Book Review: Designing Data-Intensive Applications

This textbook is excellent and I wish I had read it sooner.

In particular, I have spent most of my career so far focused on gaining experience at work and on projects. That hands-on experience is key, but getting a larger overall picture of the world is also really important. Designing Data-Intensive Applications came out in 2017, which means I had been out of school for a while where, presumably, this book is more well known.

Many STEM careers can place you in a more academic position where I think reading the most up-to-date textbooks and papers is more common sense. But engineers in the private sector can obviously benefit from some textbook exposure as well to learn about the latest best practices and accumulated knowledge. What’s more, there are clearly benefits to the private firms whose employees would read this book! I’m fairly certain my old job had O’Reilly subscriptions, but I just didn’t know this was the thing to read.

As far as content, this book really focuses on everything you need to know about data backends. I’ve done a fair amount of work on front-end systems and building microservices, but ultimately my data systems exposure has been limited to fairly straightforward implementations. This book teaches you about replication, sharding, consensus and reliability, and also how to think about batch processing vs more static data. The O’Reilly site for the book contains the entire (extensive!) table of contents and I honestly recommend reading that if you have even the slightest interest in software, computer hardware, data systems, or the modern internet.

The detail is tremendous. At the risk of repeating myself, I really didn’t understand what I was missing or what I was getting into. I had thought about this as just another nonfiction book I was reading, but it really is a textbook which means it’s large (not just 500 pages, but textbook sized pages!) and dense. Taking notes, it was hard not to write something down for every paragraph, and so even my notes taken are intensely long.

The book is also quite clear in explaining everything so that it’s understandable. The only tiny quibble I had in the 550+ pages was that the author Martin Kleppmann has obviously not read Paul Sztorc’s “Nothing is Cheaper Than Proof of Work” despite it being written in 2015. But at least this was restricted to the speculative and opinionated final chapter, so I can’t fault it too much.
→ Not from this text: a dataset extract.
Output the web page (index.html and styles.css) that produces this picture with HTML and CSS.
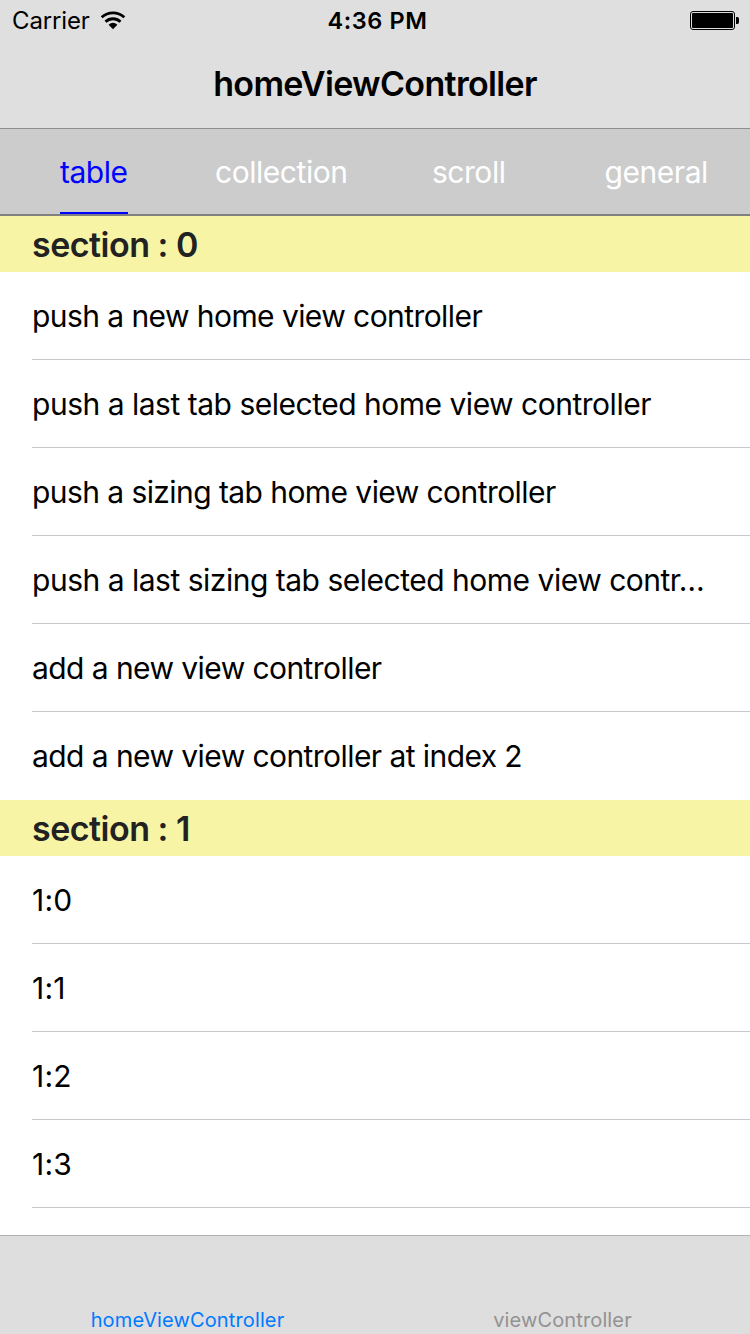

So of course, I would highly recommend it. I’m also somewhat excited as I’m wondering what other important texts I’ve been missing. I also think I’ve got a slightly better system for finding out what people at my current employer (Facebook) think are good programming/software books, so I’m hopeful it won’t be another 7 years before I read another important text!

Book Review: Unsong

This is the next installment in my push to read a book a month during 2018. So far, I’ve generally stuck to putting fiction book reviews on this blog, with nonfiction on my political blog.

Scott Alexander’s fiction story Unsong is a particular brand of humor and epic scope that I suspect only the rational community can come up with. I enjoyed this story immensely but I wouldn’t recommend it “cold”; the reader has to understand that this is an unusual take on fantasy and religion, and probably blasphemes frequently.
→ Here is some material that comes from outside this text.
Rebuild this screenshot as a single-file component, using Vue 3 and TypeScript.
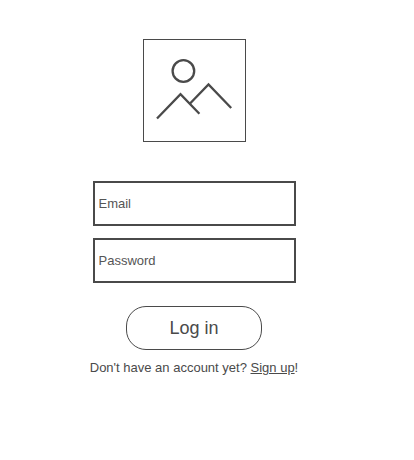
<script setup lang="ts">
import { ref } from 'vue'

const email = ref('')
const password = ref('')
</script>

<template>
  <main class="login">
    <svg class="logo" viewBox="0 0 103 103" role="img" aria-label="Logo">
      <rect x="0.5" y="0.5" width="102" height="102" stroke-width="1" />
      <circle cx="40.4" cy="32" r="10.8" stroke-width="2.3" />
      <path d="M14 79.5 L37.5 55.2 L56.4 74.8" stroke-width="2.3" />
      <path d="M46.8 64.8 L65.5 45.4 L88.2 69" stroke-width="2.3" />
    </svg>
    <form class="form" @submit.prevent>
      <input v-model="email" class="field" type="email" placeholder="Email" aria-label="Email" />
      <input v-model="password" class="field" type="password" placeholder="Password" aria-label="Password" />
      <button class="submit" type="submit">Log in</button>
    </form>
    <p class="signup">Don't have an account yet? <a href="#">Sign up</a>!</p>
  </main>
</template>

<style>
body {
  margin: 0;
  background: #fff;
}
</style>

<style scoped>
.login {
  display: flex;
  flex-direction: column;
  align-items: center;
  padding: 39px 26px 24px 0;
  color: #4a4a4a;
  font-family: "Liberation Sans", Arial, sans-serif;
  font-size: 13px;
  line-height: 16px;
}

.logo {
  display: block;
  width: 103px;
  fill: none;
  stroke: #4a4a4a;
}

.form {
  display: flex;
  flex-direction: column;
  align-items: center;
  gap: 12px;
  margin-top: 39px;
}

.field {
  box-sizing: border-box;
  width: 203px;
  height: 45px;
  padding: 0 4px;
  border: 2px solid #4a4a4a;
  border-radius: 0;
  background: #fff;
  color: inherit;
  font: inherit;
}

.field::placeholder {
  color: #555;
  opacity: 1;
}

.submit {
  box-sizing: border-box;
  width: 136px;
  height: 44px;
  margin-top: 11px;
  padding: 0;
  border: 1px solid #4a4a4a;
  border-radius: 20px;
  background: #fff;
  color: inherit;
  font-family: inherit;
  font-size: 18px;
  cursor: pointer;
}

.signup {
  margin: 10px 0 0;
}

.signup a {
  color: inherit;
}
</style>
Unsong spends a lot of time worldbuilding. That may be a turn off to some people, but I found it very well done. A significant portion of the beginning of the novel is an exploration of the founding principle of Unsong‘s universe: what if the world turned out to actually follow Jewish mysticism? The world used to have a lot more theological magic in it, but over time, this “magic” was coalesced into more rigorous and mathematical physics until humans accidentally broke the machine running the world, and plunged everything back into chaos. Unsong‘s characters do not take this new world as is, they question it rationally, try experiments to see what works, and push boundaries. This magic follows rules and can be researched scientifically, grounded in reality, and in fact, Unsong‘s title comes from the United Nations Subcommittee on Names of God.  Perhaps more impressively, Unsong‘s bizarre world with angels and demons and true names of God and Kabbalah is all quite internally consistent.

The book also explores real theological challenges humans would have if we found out the divine existed. Most specifically, Scott tackles the concepts of theodicy, the question of why God is good given we see so much evil in the world.

If this sounds interesting, if philosophical theological debate in the midst of an epic religious magic fantasy storyline, oddly interspersed with whale puns sounds like something you might want to check out, I can assure you that Scott executes his story perfectly. The word “epic” is interesting when it comes to storytelling. It conveys usually that a story is great in length, which Unsong certainly is. It also implies great achievements done by heroes, which also applies here. But I feel a story has to be epic primarily for its scope and impact on the world and the characters. Length definitely helps with this; if an entire world is introduced in a single film, it’s hard for it to reach that “epic” feeling. This is part of the criticism of the DC universe films; they jumped quickly to world ending apocalypses when we hadn’t gotten a chance to really know the characters.

Unsong takes it time, starting from small stories of human and divine characters, slowly building the world and the stakes, foreshadowing and hinting at bigger events. The final story is epic in length, impact, and heroics; there is an excellent sense of divine oomph that the story leaves you with, having forced the reader to climb a mountain of understanding the world and its characters. I found my time well spent.